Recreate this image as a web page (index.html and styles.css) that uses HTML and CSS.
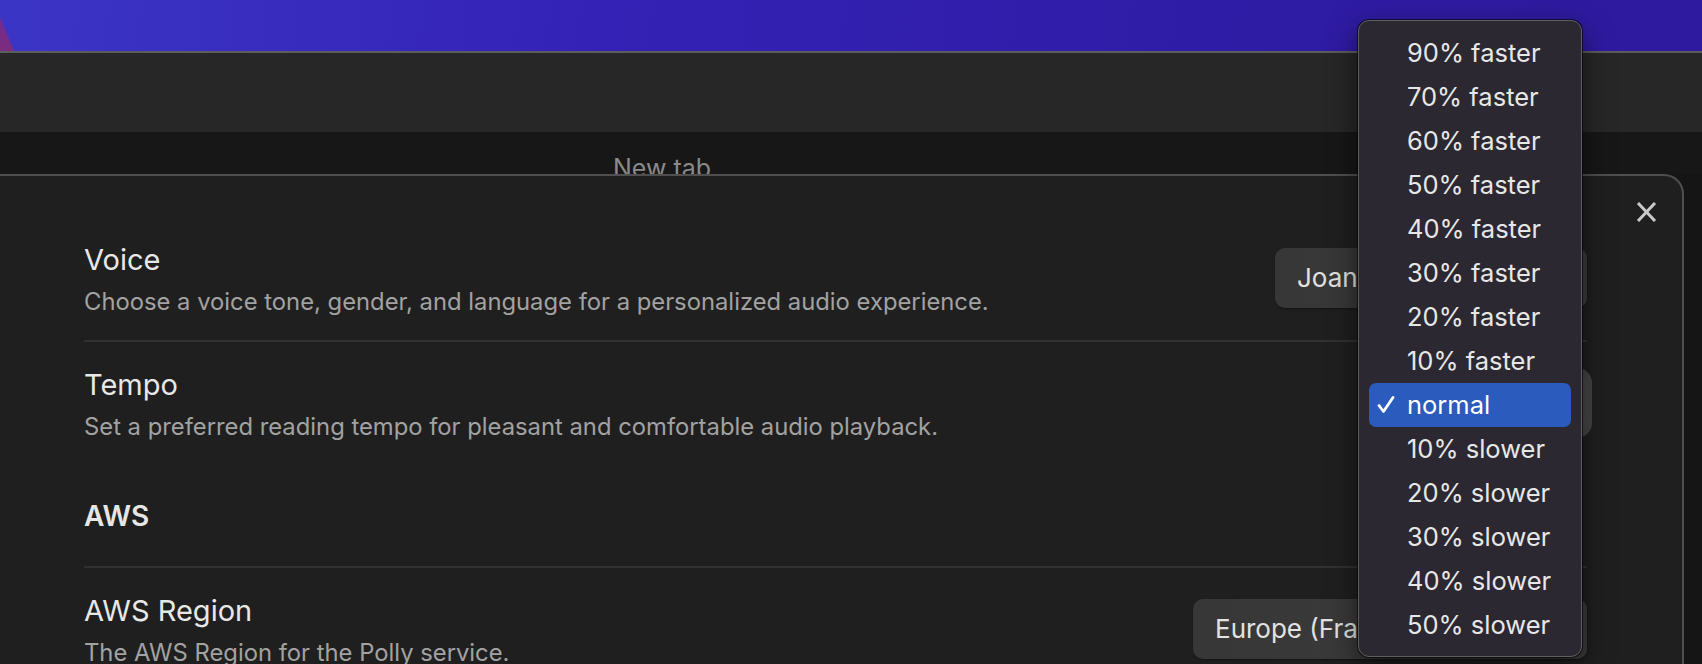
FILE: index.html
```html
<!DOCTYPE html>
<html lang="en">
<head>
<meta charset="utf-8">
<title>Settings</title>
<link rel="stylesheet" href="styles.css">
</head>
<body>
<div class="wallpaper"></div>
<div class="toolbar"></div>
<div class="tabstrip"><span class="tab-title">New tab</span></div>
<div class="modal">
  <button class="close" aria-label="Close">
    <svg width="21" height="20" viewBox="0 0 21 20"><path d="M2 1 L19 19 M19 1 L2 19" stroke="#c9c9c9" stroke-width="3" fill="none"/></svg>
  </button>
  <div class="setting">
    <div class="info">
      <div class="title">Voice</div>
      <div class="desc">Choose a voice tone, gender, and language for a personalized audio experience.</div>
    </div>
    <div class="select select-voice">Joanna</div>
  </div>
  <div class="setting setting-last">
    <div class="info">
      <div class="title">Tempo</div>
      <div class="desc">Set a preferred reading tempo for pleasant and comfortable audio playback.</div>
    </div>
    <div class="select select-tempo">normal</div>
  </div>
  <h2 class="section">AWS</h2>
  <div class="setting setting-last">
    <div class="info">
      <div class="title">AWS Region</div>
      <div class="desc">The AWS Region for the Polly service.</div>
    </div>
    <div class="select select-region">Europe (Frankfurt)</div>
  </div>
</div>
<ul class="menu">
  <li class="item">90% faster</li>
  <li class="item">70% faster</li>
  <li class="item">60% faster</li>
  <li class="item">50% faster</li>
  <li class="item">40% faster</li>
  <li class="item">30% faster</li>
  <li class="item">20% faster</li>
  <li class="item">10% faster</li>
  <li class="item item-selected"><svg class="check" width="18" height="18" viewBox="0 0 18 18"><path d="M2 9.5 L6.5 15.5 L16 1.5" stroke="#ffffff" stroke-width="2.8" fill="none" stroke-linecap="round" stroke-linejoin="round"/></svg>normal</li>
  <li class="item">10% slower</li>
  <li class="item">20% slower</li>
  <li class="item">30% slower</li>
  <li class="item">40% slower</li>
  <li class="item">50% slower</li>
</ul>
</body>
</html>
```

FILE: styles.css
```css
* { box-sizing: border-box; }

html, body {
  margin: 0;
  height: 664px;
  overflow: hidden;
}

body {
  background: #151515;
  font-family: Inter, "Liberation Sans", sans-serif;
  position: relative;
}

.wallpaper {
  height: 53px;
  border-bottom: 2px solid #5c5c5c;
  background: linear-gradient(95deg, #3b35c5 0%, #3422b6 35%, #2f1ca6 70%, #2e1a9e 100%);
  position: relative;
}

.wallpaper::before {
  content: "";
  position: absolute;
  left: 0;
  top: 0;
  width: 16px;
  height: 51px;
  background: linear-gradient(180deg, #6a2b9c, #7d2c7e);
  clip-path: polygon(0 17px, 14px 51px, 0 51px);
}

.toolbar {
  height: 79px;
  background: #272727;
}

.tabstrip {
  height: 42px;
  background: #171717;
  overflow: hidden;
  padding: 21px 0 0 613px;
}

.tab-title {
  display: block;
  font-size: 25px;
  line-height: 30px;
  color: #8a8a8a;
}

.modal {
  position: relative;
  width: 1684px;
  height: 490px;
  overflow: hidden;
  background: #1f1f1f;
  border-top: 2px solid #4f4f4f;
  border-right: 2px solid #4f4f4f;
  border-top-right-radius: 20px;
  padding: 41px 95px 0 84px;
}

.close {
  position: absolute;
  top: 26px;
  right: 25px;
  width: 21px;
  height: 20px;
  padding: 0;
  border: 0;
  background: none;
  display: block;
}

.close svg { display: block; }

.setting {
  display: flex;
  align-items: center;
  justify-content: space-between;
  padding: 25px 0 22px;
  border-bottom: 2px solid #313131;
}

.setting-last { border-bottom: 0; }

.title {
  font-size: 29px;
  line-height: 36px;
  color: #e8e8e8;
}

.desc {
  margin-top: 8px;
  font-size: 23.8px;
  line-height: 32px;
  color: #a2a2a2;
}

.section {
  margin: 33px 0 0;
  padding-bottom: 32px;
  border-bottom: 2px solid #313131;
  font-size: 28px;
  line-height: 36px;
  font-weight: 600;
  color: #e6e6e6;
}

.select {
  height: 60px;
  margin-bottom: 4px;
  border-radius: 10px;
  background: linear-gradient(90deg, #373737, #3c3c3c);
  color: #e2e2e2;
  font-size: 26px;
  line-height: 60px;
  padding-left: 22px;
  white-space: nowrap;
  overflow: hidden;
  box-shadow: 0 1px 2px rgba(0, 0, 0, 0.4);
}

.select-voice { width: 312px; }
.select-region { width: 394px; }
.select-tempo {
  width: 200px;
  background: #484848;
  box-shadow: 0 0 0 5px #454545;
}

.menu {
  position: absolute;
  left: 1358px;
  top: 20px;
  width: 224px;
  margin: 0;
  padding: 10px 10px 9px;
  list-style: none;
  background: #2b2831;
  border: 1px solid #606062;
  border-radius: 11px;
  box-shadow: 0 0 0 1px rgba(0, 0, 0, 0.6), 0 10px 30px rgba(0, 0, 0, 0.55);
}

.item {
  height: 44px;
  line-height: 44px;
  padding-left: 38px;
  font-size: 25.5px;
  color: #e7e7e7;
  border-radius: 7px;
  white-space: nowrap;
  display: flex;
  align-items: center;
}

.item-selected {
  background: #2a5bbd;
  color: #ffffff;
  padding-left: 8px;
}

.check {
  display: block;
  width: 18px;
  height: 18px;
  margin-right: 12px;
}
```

#### Set exercise:
Write out the material above again, word for word, minus its pictures.

#### Right answer:
Recreate this image as a web page (index.html and styles.css) that uses HTML and CSS.
FILE: index.html
```html
<!DOCTYPE html>
<html lang="en">
<head>
<meta charset="utf-8">
<title>Settings</title>
<link rel="stylesheet" href="styles.css">
</head>
<body>
<div class="wallpaper"></div>
<div class="toolbar"></div>
<div class="tabstrip"><span class="tab-title">New tab</span></div>
<div class="modal">
  <button class="close" aria-label="Close">
    <svg width="21" height="20" viewBox="0 0 21 20"><path d="M2 1 L19 19 M19 1 L2 19" stroke="#c9c9c9" stroke-width="3" fill="none"/></svg>
  </button>
  <div class="setting">
    <div class="info">
      <div class="title">Voice</div>
      <div class="desc">Choose a voice tone, gender, and language for a personalized audio experience.</div>
    </div>
    <div class="select select-voice">Joanna</div>
  </div>
  <div class="setting setting-last">
    <div class="info">
      <div class="title">Tempo</div>
      <div class="desc">Set a preferred reading tempo for pleasant and comfortable audio playback.</div>
    </div>
    <div class="select select-tempo">normal</div>
  </div>
  <h2 class="section">AWS</h2>
  <div class="setting setting-last">
    <div class="info">
      <div class="title">AWS Region</div>
      <div class="desc">The AWS Region for the Polly service.</div>
    </div>
    <div class="select select-region">Europe (Frankfurt)</div>
  </div>
</div>
<ul class="menu">
  <li class="item">90% faster</li>
  <li class="item">70% faster</li>
  <li class="item">60% faster</li>
  <li class="item">50% faster</li>
  <li class="item">40% faster</li>
  <li class="item">30% faster</li>
  <li class="item">20% faster</li>
  <li class="item">10% faster</li>
  <li class="item item-selected"><svg class="check" width="18" height="18" viewBox="0 0 18 18"><path d="M2 9.5 L6.5 15.5 L16 1.5" stroke="#ffffff" stroke-width="2.8" fill="none" stroke-linecap="round" stroke-linejoin="round"/></svg>normal</li>
  <li class="item">10% slower</li>
  <li class="item">20% slower</li>
  <li class="item">30% slower</li>
  <li class="item">40% slower</li>
  <li class="item">50% slower</li>
</ul>
</body>
</html>
```

FILE: styles.css
```css
* { box-sizing: border-box; }

html, body {
  margin: 0;
  height: 664px;
  overflow: hidden;
}

body {
  background: #151515;
  font-family: Inter, "Liberation Sans", sans-serif;
  position: relative;
}

.wallpaper {
  height: 53px;
  border-bottom: 2px solid #5c5c5c;
  background: linear-gradient(95deg, #3b35c5 0%, #3422b6 35%, #2f1ca6 70%, #2e1a9e 100%);
  position: relative;
}

.wallpaper::before {
  content: "";
  position: absolute;
  left: 0;
  top: 0;
  width: 16px;
  height: 51px;
  background: linear-gradient(180deg, #6a2b9c, #7d2c7e);
  clip-path: polygon(0 17px, 14px 51px, 0 51px);
}

.toolbar {
  height: 79px;
  background: #272727;
}

.tabstrip {
  height: 42px;
  background: #171717;
  overflow: hidden;
  padding: 21px 0 0 613px;
}

.tab-title {
  display: block;
  font-size: 25px;
  line-height: 30px;
  color: #8a8a8a;
}

.modal {
  position: relative;
  width: 1684px;
  height: 490px;
  overflow: hidden;
  background: #1f1f1f;
  border-top: 2px solid #4f4f4f;
  border-right: 2px solid #4f4f4f;
  border-top-right-radius: 20px;
  padding: 41px 95px 0 84px;
}

.close {
  position: absolute;
  top: 26px;
  right: 25px;
  width: 21px;
  height: 20px;
  padding: 0;
  border: 0;
  background: none;
  display: block;
}

.close svg { display: block; }

.setting {
  display: flex;
  align-items: center;
  justify-content: space-between;
  padding: 25px 0 22px;
  border-bottom: 2px solid #313131;
}

.setting-last { border-bottom: 0; }

.title {
  font-size: 29px;
  line-height: 36px;
  color: #e8e8e8;
}

.desc {
  margin-top: 8px;
  font-size: 23.8px;
  line-height: 32px;
  color: #a2a2a2;
}

.section {
  margin: 33px 0 0;
  padding-bottom: 32px;
  border-bottom: 2px solid #313131;
  font-size: 28px;
  line-height: 36px;
  font-weight: 600;
  color: #e6e6e6;
}

.select {
  height: 60px;
  margin-bottom: 4px;
  border-radius: 10px;
  background: linear-gradient(90deg, #373737, #3c3c3c);
  color: #e2e2e2;
  font-size: 26px;
  line-height: 60px;
  padding-left: 22px;
  white-space: nowrap;
  overflow: hidden;
  box-shadow: 0 1px 2px rgba(0, 0, 0, 0.4);
}

.select-voice { width: 312px; }
.select-region { width: 394px; }
.select-tempo {
  width: 200px;
  background: #484848;
  box-shadow: 0 0 0 5px #454545;
}

.menu {
  position: absolute;
  left: 1358px;
  top: 20px;
  width: 224px;
  margin: 0;
  padding: 10px 10px 9px;
  list-style: none;
  background: #2b2831;
  border: 1px solid #606062;
  border-radius: 11px;
  box-shadow: 0 0 0 1px rgba(0, 0, 0, 0.6), 0 10px 30px rgba(0, 0, 0, 0.55);
}

.item {
  height: 44px;
  line-height: 44px;
  padding-left: 38px;
  font-size: 25.5px;
  color: #e7e7e7;
  border-radius: 7px;
  white-space: nowrap;
  display: flex;
  align-items: center;
}

.item-selected {
  background: #2a5bbd;
  color: #ffffff;
  padding-left: 8px;
}

.check {
  display: block;
  width: 18px;
  height: 18px;
  margin-right: 12px;
}
```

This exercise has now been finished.